Exercise prompt:
In the records below, find the line that contains "Clone this screenshot" and the line that contains "import React from 'react';"; write out exactly those two lines and everything between them, without the pictures.

Data provided:
════════════════

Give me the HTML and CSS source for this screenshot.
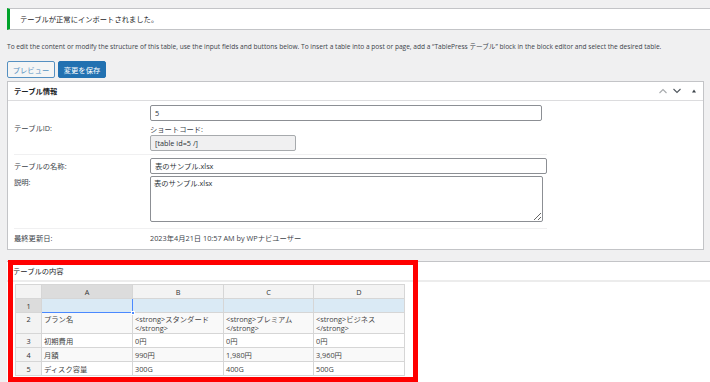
FILE: index.html
```html
<!DOCTYPE html>
<html lang="ja">
<head>
  <meta charset="UTF-8">
  <title>テーブルの編集</title>
  <link rel="stylesheet" href="styles.css">
</head>
<body>
  <div class="wrap">

    <!-- Notice -->
    <div class="notice">
      <p>テーブルが正常にインポートされました。</p>
    </div>

    <p class="intro">To edit the content or modify the structure of this table, use the input fields and buttons below. To insert a table into a post or page, add a “TablePress テーブル” block in the block editor and select the desired table.</p>

    <div class="actions">
      <button class="btn">プレビュー</button>
      <button class="btn btn-primary">変更を保存</button>
    </div>

    <!-- Table information -->
    <div class="postbox info-box">
      <div class="postbox-header">
        <h2>テーブル情報</h2>
        <div class="handle-actions">
          <span class="handle-btn">
            <svg width="8" height="6" viewBox="0 0 8 6"><polyline points="0.5,5 4,1.5 7.5,5" fill="none" stroke="#a7aaad" stroke-width="1.1"/></svg>
          </span>
          <span class="handle-btn">
            <svg width="8" height="6" viewBox="0 0 8 6"><polyline points="0.5,1 4,4.5 7.5,1" fill="none" stroke="#50575e" stroke-width="1.1"/></svg>
          </span>
          <span class="handle-btn toggle">
            <svg width="4" height="4" viewBox="0 0 4 4"><polygon points="0,3.5 2,0.5 4,3.5" fill="#3c434a"/></svg>
          </span>
        </div>
      </div>
      <div class="inside">
        <div class="field-group">
          <div class="field-label">テーブルID:</div>
          <div class="field-body">
            <input class="text-input id-input" type="text" value="5">
            <div class="sub-label">ショートコード:</div>
            <input class="text-input shortcode-input" type="text" value="[table id=5 /]" readonly>
          </div>
        </div>
        <div class="field-group group-name">
          <div class="field-label">テーブルの名称:</div>
          <div class="field-body">
            <input class="text-input name-input" type="text" value="表のサンプル.xlsx">
          </div>
          <div class="field-label label-top">説明:</div>
          <div class="field-body">
            <textarea class="text-input desc-input">表のサンプル.xlsx</textarea>
          </div>
        </div>
        <div class="field-group group-last">
          <div class="field-label">最終更新日:</div>
          <div class="field-body">2023年4月21日 10:57 AM by WPナビユーザー</div>
        </div>
      </div>
    </div>

    <!-- Table content -->
    <div class="postbox content-box">
      <div class="postbox-header">
        <h2>テーブルの内容</h2>
      </div>
      <div class="inside">
        <table class="sheet">
          <colgroup>
            <col class="col-row"><col class="col-a"><col class="col-b"><col class="col-c"><col class="col-d">
          </colgroup>
          <thead>
            <tr>
              <th class="corner"></th>
              <th class="active">A</th>
              <th>B</th>
              <th>C</th>
              <th>D</th>
            </tr>
          </thead>
          <tbody>
            <tr class="row-selected">
              <th class="active">1</th>
              <td class="current"><span class="fill-handle"></span></td>
              <td></td>
              <td></td>
              <td></td>
            </tr>
            <tr class="row-tall">
              <th>2</th>
              <td>プラン名</td>
              <td>&lt;strong&gt;スタンダード<br>&lt;/strong&gt;</td>
              <td>&lt;strong&gt;プレミアム<br>&lt;/strong&gt;</td>
              <td>&lt;strong&gt;ビジネス<br>&lt;/strong&gt;</td>
            </tr>
            <tr>
              <th>3</th>
              <td>初期費用</td>
              <td>0円</td>
              <td>0円</td>
              <td>0円</td>
            </tr>
            <tr class="row-even">
              <th>4</th>
              <td>月額</td>
              <td>990円</td>
              <td>1,980円</td>
              <td>3,960円</td>
            </tr>
            <tr>
              <th>5</th>
              <td>ディスク容量</td>
              <td>300G</td>
              <td>400G</td>
              <td>500G</td>
            </tr>
          </tbody>
        </table>
      </div>
      <div class="highlight"></div>
    </div>

  </div>
</body>
</html>
```

FILE: styles.css
```css
/* Reset */
* {
  margin: 0;
  padding: 0;
  box-sizing: border-box;
}

body {
  font-family: "Open Sans", "Noto Sans CJK JP", sans-serif;
  font-size: 7.3px;
  line-height: 10px;
  color: #3c434a;
  background-color: #f0f0f1;
  overflow: hidden;
}

.wrap {
  padding: 8px 0 0 7px;
}

/* Notice */
.notice {
  margin-right: -20px;
  height: 22px;
  display: flex;
  align-items: center;
  padding-left: 10px;
  background-color: #fff;
  border: 1px solid #c3c4c7;
  border-left: 3px solid #00a32a;
  color: #1d2327;
}

.intro {
  margin-top: 12px;
  font-size: 6.6px;
  white-space: nowrap;
  color: #3c434a;
}

/* Buttons */
.actions {
  display: flex;
  gap: 3px;
  margin-top: 9px;
}

.btn {
  width: 48px;
  height: 17px;
  font-family: inherit;
  font-size: 7.3px;
  border: 1px solid #2271b1;
  border-radius: 2px;
  background-color: #f6f7f7;
  color: #2271b1;
  opacity: 0.75;
}

.btn-primary {
  background-color: #2271b1;
  color: #fff;
  opacity: 1;
}

/* Postbox */
.postbox {
  background-color: #fff;
  border: 1px solid #c3c4c7;
}

.info-box {
  margin-top: 3px;
  width: 697px;
}

.postbox-header {
  display: flex;
  align-items: center;
  justify-content: space-between;
  height: 19px;
  padding-left: 6px;
  border-bottom: 1px solid #dcdcde;
}

.postbox-header h2 {
  font-size: 7.3px;
  font-weight: bold;
  color: #1d2327;
}

.handle-actions {
  display: flex;
  align-items: center;
  padding-right: 2px;
}

.handle-btn {
  width: 14px;
  height: 14px;
  display: flex;
  align-items: center;
  justify-content: center;
}

.handle-btn.toggle {
  margin-left: 3px;
}

/* Information form */
.info-box .inside {
  padding: 0 6px;
}

.field-group {
  display: grid;
  grid-template-columns: 136px 1fr;
  align-items: center;
  width: 533px;
  padding: 4px 0 3px;
  border-bottom: 1px solid #f0f0f1;
}

.field-label {
  color: #3c434a;
}

.label-top {
  align-self: start;
  margin-top: 1px;
}

.sub-label {
  margin-top: 3px;
}

.text-input {
  display: block;
  height: 16px;
  padding: 0 4px;
  font-family: inherit;
  font-size: 7.3px;
  color: #2c3338;
  background-color: #fff;
  border: 1px solid #8c8f94;
  border-radius: 2px;
}

.id-input {
  width: 392px;
}

.shortcode-input {
  width: 146px;
  margin-top: 1px;
  background-color: #f0f0f1;
  border-color: #a7aaad;
}

.group-name {
  row-gap: 2px;
  padding: 3px 0 6px;
}

.name-input {
  width: 397px;
}

.desc-input {
  width: 393px;
  height: 46px;
  padding: 1px 3px;
  resize: vertical;
}

.group-last {
  border-bottom: none;
  padding: 4px 0 6px;
}

/* Table content */
.content-box {
  position: relative;
  margin-top: 11px;
  margin-right: -20px;
  height: 140px;
  border-left: none;
  border-right: none;
}

.content-box .postbox-header {
  height: 20px;
  border-bottom: 2px solid #ececec;
}

.content-box .postbox-header h2 {
  font-weight: normal;
}

.content-box .inside {
  padding: 2px 0 0 8px;
}

.sheet {
  border-collapse: collapse;
  table-layout: fixed;
  width: 389px;
  color: #444;
}

.col-row { width: 26px; }
.col-a { width: 91px; }
.col-b { width: 91px; }
.col-c { width: 90px; }
.col-d { width: 91px; }

.sheet th,
.sheet td {
  height: 14px;
  border: 1px solid #d6d6d6;
  padding: 0 2px;
  font-size: 7.3px;
  line-height: 8px;
  font-weight: normal;
  text-align: left;
  vertical-align: middle;
  white-space: nowrap;
  overflow: hidden;
}

.sheet th {
  text-align: center;
  background-color: #f3f3f3;
  color: #333;
}

.sheet th.active {
  background-color: #dcdcdc;
}

.row-selected td {
  background-color: #daeaf5;
}

.sheet td.current {
  position: relative;
  border: 1.5px solid #4b89ff;
  overflow: visible;
}

.fill-handle {
  position: absolute;
  right: -3px;
  bottom: -3px;
  width: 4px;
  height: 4px;
  background-color: #4b89ff;
  border: 1px solid #fff;
}

.row-tall th,
.row-tall td {
  height: 20px;
  vertical-align: top;
  padding-top: 2px;
  line-height: 9px;
  background-color: #f9f9f9;
}

.row-tall th {
  background-color: #f3f3f3;
}

.row-even td {
  background-color: #f9f9f9;
}

/* Red annotation frame */
.highlight {
  position: absolute;
  left: 1px;
  top: -2px;
  width: 410px;
  height: 122px;
  border: 5px solid #ff0000;
  pointer-events: none;
}
```
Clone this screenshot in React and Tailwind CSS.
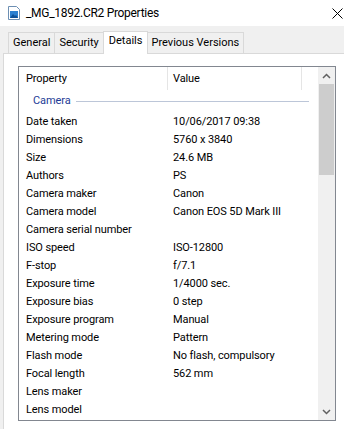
import React from 'react';

const rows = [
  ['Date taken', '10/06/2017 09:38'],
  ['Dimensions', '5760 x 3840'],
  ['Size', '24.6 MB'],
  ['Authors', 'PS'],
  ['Camera maker', 'Canon'],
  ['Camera model', 'Canon EOS 5D Mark III'],
  ['Camera serial number', ''],
  ['ISO speed', 'ISO-12800'],
  ['F-stop', 'f/7.1'],
  ['Exposure time', '1/4000 sec.'],
  ['Exposure bias', '0 step'],
  ['Exposure program', 'Manual'],
  ['Metering mode', 'Pattern'],
  ['Flash mode', 'No flash, compulsory'],
  ['Focal length', '562 mm'],
  ['Lens maker', ''],
  ['Lens model', ''],
];

const tabs = ['General', 'Security', 'Details', 'Previous Versions'];

const FileIcon = () => (
  <svg width="12" height="14" viewBox="0 0 12 14">
    <path d="M0.5 0.5h8l3 3v10h-11z" fill="#fff" stroke="#6d8fb3" />
    <rect x="2" y="5" width="8" height="7" fill="#2a7fd0" />
    <path d="M2 12l3-4 2 2 1-1 2 3z" fill="#0c4f96" />
  </svg>
);

const App = () => {
  return (
    <div
      className="w-[344px] h-[429px] overflow-hidden bg-[#f0f0f0] text-black relative"
      style={{ fontFamily: 'Roboto, "Liberation Sans", Arial, sans-serif' }}
    >
      {/* Title bar */}
      <div className="h-[26px] bg-white flex items-center">
        <div className="ml-[8px] w-[12px] flex">
          <FileIcon />
        </div>
        <span className="ml-[6px] text-[12px] tracking-[-0.3px] leading-none">_MG_1892.CR2 Properties</span>
        <svg className="ml-auto mr-[1px]" width="11" height="11" viewBox="0 0 11 11">
          <path d="M0.5 0.5l10 10M10.5 0.5l-10 10" stroke="#000" strokeWidth="1" />
        </svg>
      </div>

      {/* Tabs */}
      <div className="flex items-end pl-[8px] pt-[4px] h-[27px]">
        {tabs.map((t) => {
          const active = t === 'Details';
          return (
            <div
              key={t}
              className={
                active
                  ? 'h-[23px] px-[5px] -mx-[1px] relative z-10 bg-white border border-b-0 border-[#d9d9d9] flex items-center text-[11px] -mb-[1px]'
                  : 'h-[21px] px-[4px] bg-[#f0f0f0] border border-b-0 border-[#d9d9d9] -ml-[1px] first:ml-0 flex items-center text-[11px]'
              }
            >
              <span className={active ? 'pb-[3px]' : ''}>{t}</span>
            </div>
          );
        })}
      </div>

      {/* Panel */}
      <div className="ml-[3px] h-[400px] bg-white border-t border-l border-[#d9d9d9] pt-[12px] pl-[14px]">
        <div className="w-[318px] h-[355px] border border-[#828790] flex bg-white">
          <div className="flex-1 min-w-0 text-[11px] tracking-[-0.1px]">
            {/* Header */}
            <div className="h-[23px] flex items-center relative">
              <div className="w-[148px] pl-[7px] pt-[2px]">Property</div>
              <div className="w-[1px] h-full bg-[#e5e5e5]" />
              <div className="w-[133px] pl-[5px] pt-[2px]">Value</div>
              <div className="w-[1px] h-full bg-[#e5e5e5]" />
            </div>
            {/* Group */}
            <div className="h-[22px] flex items-center pl-[14px] pr-[9px] pt-[1px]">
              <span className="text-[#1e3c96]">Camera</span>
              <div className="flex-1 h-[1px] bg-[#bcc6d8] ml-[5px]" />
            </div>
            {/* Rows */}
            {rows.map(([k, v]) => (
              <div key={k} className="h-[18px] flex items-center whitespace-nowrap pt-[2px]">
                <div className="w-[149px] pl-[7px]">{k}</div>
                <div className="pl-[5px]">{v}</div>
              </div>
            ))}
          </div>

          {/* Scrollbar */}
          <div className="w-[17px] h-full bg-[#f0f0f0] flex flex-col">
            <div className="h-[17px] flex items-center justify-center">
              <svg width="9" height="6" viewBox="0 0 9 6">
                <path d="M1 5l3.5-3.5L8 5" fill="none" stroke="#606060" strokeWidth="1.5" />
              </svg>
            </div>
            <div className="mx-[1px] h-[91px] bg-[#cdcdcd]" />
            <div className="flex-1" />
            <div className="h-[17px] flex items-center justify-center">
              <svg width="9" height="6" viewBox="0 0 9 6">
                <path d="M1 1l3.5 3.5L8 1" fill="none" stroke="#606060" strokeWidth="1.5" />
              </svg>
            </div>
          </div>
        </div>
      </div>
    </div>
  );
};

export default App;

════════════════

The solution:
Clone this screenshot in React and Tailwind CSS.
import React from 'react';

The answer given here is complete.